### Aim
Where a line of the material contains the string "with", copy that line.

### Dataset records
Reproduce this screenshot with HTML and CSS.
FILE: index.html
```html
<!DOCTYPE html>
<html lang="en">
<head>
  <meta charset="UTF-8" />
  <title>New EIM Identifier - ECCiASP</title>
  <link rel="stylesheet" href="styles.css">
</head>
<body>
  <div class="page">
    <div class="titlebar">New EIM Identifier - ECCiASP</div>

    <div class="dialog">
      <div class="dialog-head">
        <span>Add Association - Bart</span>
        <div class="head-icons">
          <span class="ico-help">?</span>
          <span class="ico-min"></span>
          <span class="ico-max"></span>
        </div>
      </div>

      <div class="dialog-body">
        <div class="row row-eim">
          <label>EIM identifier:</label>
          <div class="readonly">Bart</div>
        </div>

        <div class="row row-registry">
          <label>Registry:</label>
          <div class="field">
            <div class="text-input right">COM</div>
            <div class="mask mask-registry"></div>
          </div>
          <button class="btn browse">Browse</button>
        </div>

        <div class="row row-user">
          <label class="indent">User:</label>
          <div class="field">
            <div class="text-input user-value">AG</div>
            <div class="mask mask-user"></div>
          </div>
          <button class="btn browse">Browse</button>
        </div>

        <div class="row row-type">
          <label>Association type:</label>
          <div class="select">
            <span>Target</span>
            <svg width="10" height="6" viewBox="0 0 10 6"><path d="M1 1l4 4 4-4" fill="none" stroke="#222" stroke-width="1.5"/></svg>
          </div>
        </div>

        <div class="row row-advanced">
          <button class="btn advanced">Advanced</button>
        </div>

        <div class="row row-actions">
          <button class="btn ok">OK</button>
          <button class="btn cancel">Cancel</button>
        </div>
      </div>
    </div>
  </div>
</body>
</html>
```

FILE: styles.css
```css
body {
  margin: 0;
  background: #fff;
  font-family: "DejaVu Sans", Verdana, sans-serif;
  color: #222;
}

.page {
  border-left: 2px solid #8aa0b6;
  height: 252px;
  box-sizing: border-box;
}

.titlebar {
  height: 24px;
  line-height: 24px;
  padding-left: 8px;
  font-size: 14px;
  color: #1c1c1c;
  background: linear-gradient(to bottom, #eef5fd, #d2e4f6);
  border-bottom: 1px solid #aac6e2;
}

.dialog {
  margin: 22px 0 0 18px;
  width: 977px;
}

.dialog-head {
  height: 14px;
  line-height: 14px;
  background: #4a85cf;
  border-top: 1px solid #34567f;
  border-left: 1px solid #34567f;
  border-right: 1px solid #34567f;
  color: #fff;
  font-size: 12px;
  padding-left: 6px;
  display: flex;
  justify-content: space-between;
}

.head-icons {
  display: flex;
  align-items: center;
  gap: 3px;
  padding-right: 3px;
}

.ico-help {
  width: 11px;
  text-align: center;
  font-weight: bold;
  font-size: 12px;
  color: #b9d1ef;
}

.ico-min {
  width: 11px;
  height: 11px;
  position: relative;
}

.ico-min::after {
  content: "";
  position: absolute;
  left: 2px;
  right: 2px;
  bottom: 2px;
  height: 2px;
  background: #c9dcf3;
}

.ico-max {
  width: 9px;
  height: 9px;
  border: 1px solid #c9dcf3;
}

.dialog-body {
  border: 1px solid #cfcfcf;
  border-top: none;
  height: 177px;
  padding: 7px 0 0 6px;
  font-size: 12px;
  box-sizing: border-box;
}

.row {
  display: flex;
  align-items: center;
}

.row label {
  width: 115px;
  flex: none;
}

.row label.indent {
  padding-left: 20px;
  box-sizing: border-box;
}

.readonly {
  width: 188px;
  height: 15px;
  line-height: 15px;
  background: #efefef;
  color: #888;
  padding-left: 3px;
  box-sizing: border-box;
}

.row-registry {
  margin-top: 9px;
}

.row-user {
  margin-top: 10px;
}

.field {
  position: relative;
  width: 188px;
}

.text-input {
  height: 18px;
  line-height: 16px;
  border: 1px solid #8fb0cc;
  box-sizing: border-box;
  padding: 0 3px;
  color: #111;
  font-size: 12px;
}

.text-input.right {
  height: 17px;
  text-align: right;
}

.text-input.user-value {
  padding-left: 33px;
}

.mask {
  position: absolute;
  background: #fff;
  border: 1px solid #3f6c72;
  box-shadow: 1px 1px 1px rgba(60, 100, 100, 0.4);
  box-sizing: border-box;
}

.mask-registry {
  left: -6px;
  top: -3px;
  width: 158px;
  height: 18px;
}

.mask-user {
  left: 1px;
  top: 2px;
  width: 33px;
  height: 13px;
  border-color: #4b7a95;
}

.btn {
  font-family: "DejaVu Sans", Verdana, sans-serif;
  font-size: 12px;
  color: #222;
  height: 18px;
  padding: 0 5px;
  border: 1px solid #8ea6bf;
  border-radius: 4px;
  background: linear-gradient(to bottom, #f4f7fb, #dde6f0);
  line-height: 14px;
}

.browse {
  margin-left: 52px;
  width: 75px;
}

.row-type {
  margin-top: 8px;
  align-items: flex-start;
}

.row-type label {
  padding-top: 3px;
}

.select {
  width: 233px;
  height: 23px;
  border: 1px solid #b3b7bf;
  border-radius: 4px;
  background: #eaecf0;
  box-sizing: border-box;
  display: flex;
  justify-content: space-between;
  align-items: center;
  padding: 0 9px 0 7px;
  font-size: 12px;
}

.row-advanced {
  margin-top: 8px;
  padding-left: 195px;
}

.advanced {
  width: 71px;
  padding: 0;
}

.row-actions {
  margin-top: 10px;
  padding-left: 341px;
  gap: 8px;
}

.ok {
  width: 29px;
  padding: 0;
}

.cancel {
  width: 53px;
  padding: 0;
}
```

==

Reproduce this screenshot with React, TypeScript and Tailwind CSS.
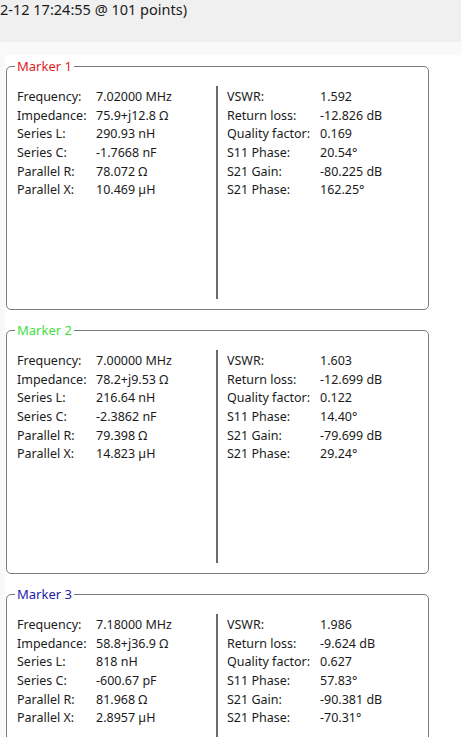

### Task result
Reproduce this screenshot with HTML and CSS.
Reproduce this screenshot with React, TypeScript and Tailwind CSS.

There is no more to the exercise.